#### [Dataset records]
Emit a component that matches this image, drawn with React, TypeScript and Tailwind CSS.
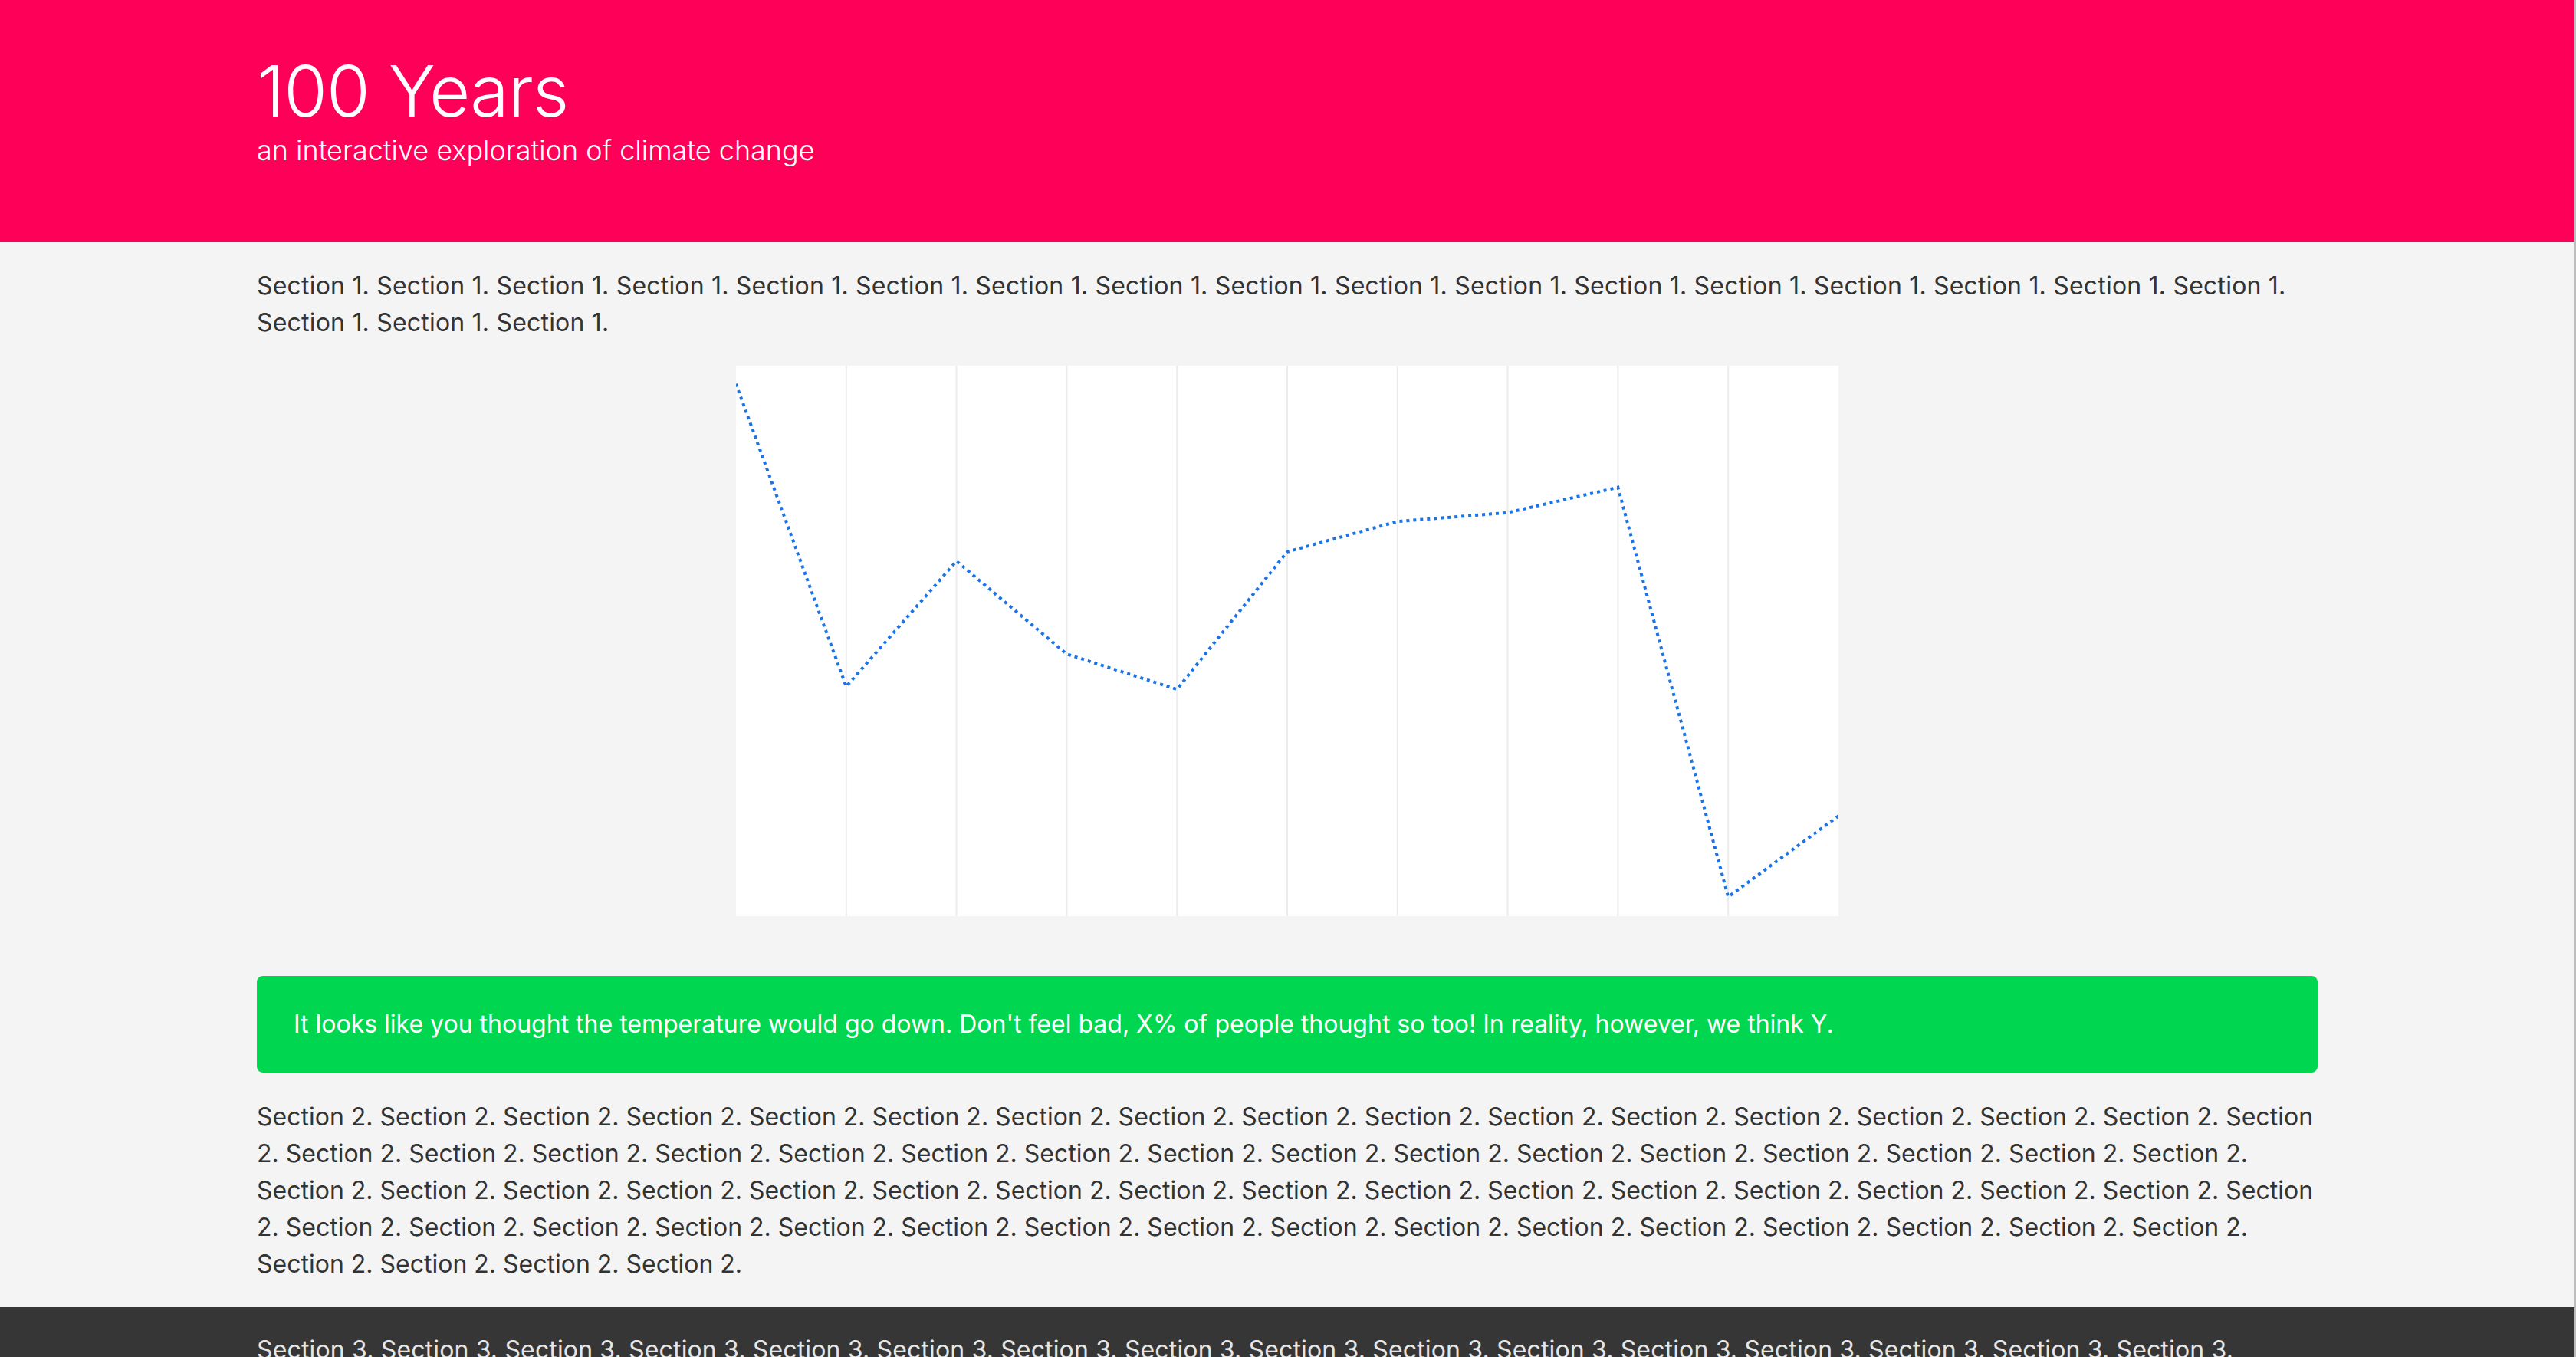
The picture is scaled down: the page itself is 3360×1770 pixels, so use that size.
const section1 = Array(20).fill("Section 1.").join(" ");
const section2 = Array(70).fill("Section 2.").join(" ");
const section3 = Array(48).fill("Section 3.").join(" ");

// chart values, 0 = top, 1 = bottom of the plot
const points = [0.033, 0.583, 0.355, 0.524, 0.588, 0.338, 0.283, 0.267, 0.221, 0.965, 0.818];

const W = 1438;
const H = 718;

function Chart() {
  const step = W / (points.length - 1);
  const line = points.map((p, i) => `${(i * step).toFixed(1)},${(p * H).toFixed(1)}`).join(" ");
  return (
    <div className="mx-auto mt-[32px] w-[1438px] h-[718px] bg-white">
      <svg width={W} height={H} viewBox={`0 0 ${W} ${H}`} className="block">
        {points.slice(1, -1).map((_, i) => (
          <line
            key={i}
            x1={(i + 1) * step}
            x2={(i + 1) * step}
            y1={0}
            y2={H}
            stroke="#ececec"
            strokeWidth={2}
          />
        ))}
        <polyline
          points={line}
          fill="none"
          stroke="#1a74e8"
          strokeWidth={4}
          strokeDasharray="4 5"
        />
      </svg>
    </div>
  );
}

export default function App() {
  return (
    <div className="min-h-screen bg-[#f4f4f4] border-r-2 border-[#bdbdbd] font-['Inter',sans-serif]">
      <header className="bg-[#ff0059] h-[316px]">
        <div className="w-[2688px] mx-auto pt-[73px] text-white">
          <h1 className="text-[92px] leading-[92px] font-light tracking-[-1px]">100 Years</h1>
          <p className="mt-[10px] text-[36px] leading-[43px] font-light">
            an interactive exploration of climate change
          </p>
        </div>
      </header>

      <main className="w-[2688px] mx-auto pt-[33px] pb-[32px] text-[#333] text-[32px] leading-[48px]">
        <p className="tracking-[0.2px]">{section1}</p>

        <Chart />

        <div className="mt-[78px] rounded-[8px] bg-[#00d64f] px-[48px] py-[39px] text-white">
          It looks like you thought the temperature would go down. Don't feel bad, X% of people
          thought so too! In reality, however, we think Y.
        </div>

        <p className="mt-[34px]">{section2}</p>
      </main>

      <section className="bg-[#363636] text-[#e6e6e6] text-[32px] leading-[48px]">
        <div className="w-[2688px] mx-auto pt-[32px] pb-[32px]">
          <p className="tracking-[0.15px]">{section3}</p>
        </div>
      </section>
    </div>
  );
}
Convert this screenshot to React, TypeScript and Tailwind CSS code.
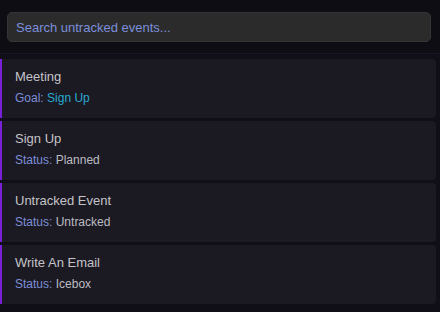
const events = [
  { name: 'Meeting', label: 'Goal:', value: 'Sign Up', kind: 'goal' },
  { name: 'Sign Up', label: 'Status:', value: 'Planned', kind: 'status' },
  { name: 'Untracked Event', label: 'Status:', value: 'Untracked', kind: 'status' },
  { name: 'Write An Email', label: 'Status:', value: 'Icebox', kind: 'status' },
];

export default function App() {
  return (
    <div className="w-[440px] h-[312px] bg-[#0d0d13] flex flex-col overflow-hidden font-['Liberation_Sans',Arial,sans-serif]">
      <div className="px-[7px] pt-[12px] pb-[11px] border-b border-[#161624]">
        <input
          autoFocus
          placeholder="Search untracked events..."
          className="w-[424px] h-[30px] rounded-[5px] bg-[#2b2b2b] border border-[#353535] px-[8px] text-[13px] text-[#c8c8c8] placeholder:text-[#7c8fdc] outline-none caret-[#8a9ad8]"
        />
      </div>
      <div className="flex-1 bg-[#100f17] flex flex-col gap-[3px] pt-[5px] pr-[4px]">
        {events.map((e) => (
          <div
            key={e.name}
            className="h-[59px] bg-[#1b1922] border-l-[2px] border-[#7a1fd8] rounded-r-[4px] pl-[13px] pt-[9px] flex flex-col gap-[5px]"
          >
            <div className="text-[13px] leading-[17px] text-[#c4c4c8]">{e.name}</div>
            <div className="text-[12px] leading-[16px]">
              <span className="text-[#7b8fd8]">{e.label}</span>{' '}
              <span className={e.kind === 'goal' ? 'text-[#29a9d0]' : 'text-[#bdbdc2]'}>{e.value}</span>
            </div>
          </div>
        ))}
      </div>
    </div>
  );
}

#### [What this task involves]
Reproduce every record above exactly, but leave out the pictures.

#### [Task solution]
Emit a component that matches this image, drawn with React, TypeScript and Tailwind CSS.
The picture is scaled down: the page itself is 3360×1770 pixels, so use that size.
const section1 = Array(20).fill("Section 1.").join(" ");
const section2 = Array(70).fill("Section 2.").join(" ");
const section3 = Array(48).fill("Section 3.").join(" ");

// chart values, 0 = top, 1 = bottom of the plot
const points = [0.033, 0.583, 0.355, 0.524, 0.588, 0.338, 0.283, 0.267, 0.221, 0.965, 0.818];

const W = 1438;
const H = 718;

function Chart() {
  const step = W / (points.length - 1);
  const line = points.map((p, i) => `${(i * step).toFixed(1)},${(p * H).toFixed(1)}`).join(" ");
  return (
    <div className="mx-auto mt-[32px] w-[1438px] h-[718px] bg-white">
      <svg width={W} height={H} viewBox={`0 0 ${W} ${H}`} className="block">
        {points.slice(1, -1).map((_, i) => (
          <line
            key={i}
            x1={(i + 1) * step}
            x2={(i + 1) * step}
            y1={0}
            y2={H}
            stroke="#ececec"
            strokeWidth={2}
          />
        ))}
        <polyline
          points={line}
          fill="none"
          stroke="#1a74e8"
          strokeWidth={4}
          strokeDasharray="4 5"
        />
      </svg>
    </div>
  );
}

export default function App() {
  return (
    <div className="min-h-screen bg-[#f4f4f4] border-r-2 border-[#bdbdbd] font-['Inter',sans-serif]">
      <header className="bg-[#ff0059] h-[316px]">
        <div className="w-[2688px] mx-auto pt-[73px] text-white">
          <h1 className="text-[92px] leading-[92px] font-light tracking-[-1px]">100 Years</h1>
          <p className="mt-[10px] text-[36px] leading-[43px] font-light">
            an interactive exploration of climate change
          </p>
        </div>
      </header>

      <main className="w-[2688px] mx-auto pt-[33px] pb-[32px] text-[#333] text-[32px] leading-[48px]">
        <p className="tracking-[0.2px]">{section1}</p>

        <Chart />

        <div className="mt-[78px] rounded-[8px] bg-[#00d64f] px-[48px] py-[39px] text-white">
          It looks like you thought the temperature would go down. Don't feel bad, X% of people
          thought so too! In reality, however, we think Y.
        </div>

        <p className="mt-[34px]">{section2}</p>
      </main>

      <section className="bg-[#363636] text-[#e6e6e6] text-[32px] leading-[48px]">
        <div className="w-[2688px] mx-auto pt-[32px] pb-[32px]">
          <p className="tracking-[0.15px]">{section3}</p>
        </div>
      </section>
    </div>
  );
}
Convert this screenshot to React, TypeScript and Tailwind CSS code.
const events = [
  { name: 'Meeting', label: 'Goal:', value: 'Sign Up', kind: 'goal' },
  { name: 'Sign Up', label: 'Status:', value: 'Planned', kind: 'status' },
  { name: 'Untracked Event', label: 'Status:', value: 'Untracked', kind: 'status' },
  { name: 'Write An Email', label: 'Status:', value: 'Icebox', kind: 'status' },
];

export default function App() {
  return (
    <div className="w-[440px] h-[312px] bg-[#0d0d13] flex flex-col overflow-hidden font-['Liberation_Sans',Arial,sans-serif]">
      <div className="px-[7px] pt-[12px] pb-[11px] border-b border-[#161624]">
        <input
          autoFocus
          placeholder="Search untracked events..."
          className="w-[424px] h-[30px] rounded-[5px] bg-[#2b2b2b] border border-[#353535] px-[8px] text-[13px] text-[#c8c8c8] placeholder:text-[#7c8fdc] outline-none caret-[#8a9ad8]"
        />
      </div>
      <div className="flex-1 bg-[#100f17] flex flex-col gap-[3px] pt-[5px] pr-[4px]">
        {events.map((e) => (
          <div
            key={e.name}
            className="h-[59px] bg-[#1b1922] border-l-[2px] border-[#7a1fd8] rounded-r-[4px] pl-[13px] pt-[9px] flex flex-col gap-[5px]"
          >
            <div className="text-[13px] leading-[17px] text-[#c4c4c8]">{e.name}</div>
            <div className="text-[12px] leading-[16px]">
              <span className="text-[#7b8fd8]">{e.label}</span>{' '}
              <span className={e.kind === 'goal' ? 'text-[#29a9d0]' : 'text-[#bdbdc2]'}>{e.value}</span>
            </div>
          </div>
        ))}
      </div>
    </div>
  );
}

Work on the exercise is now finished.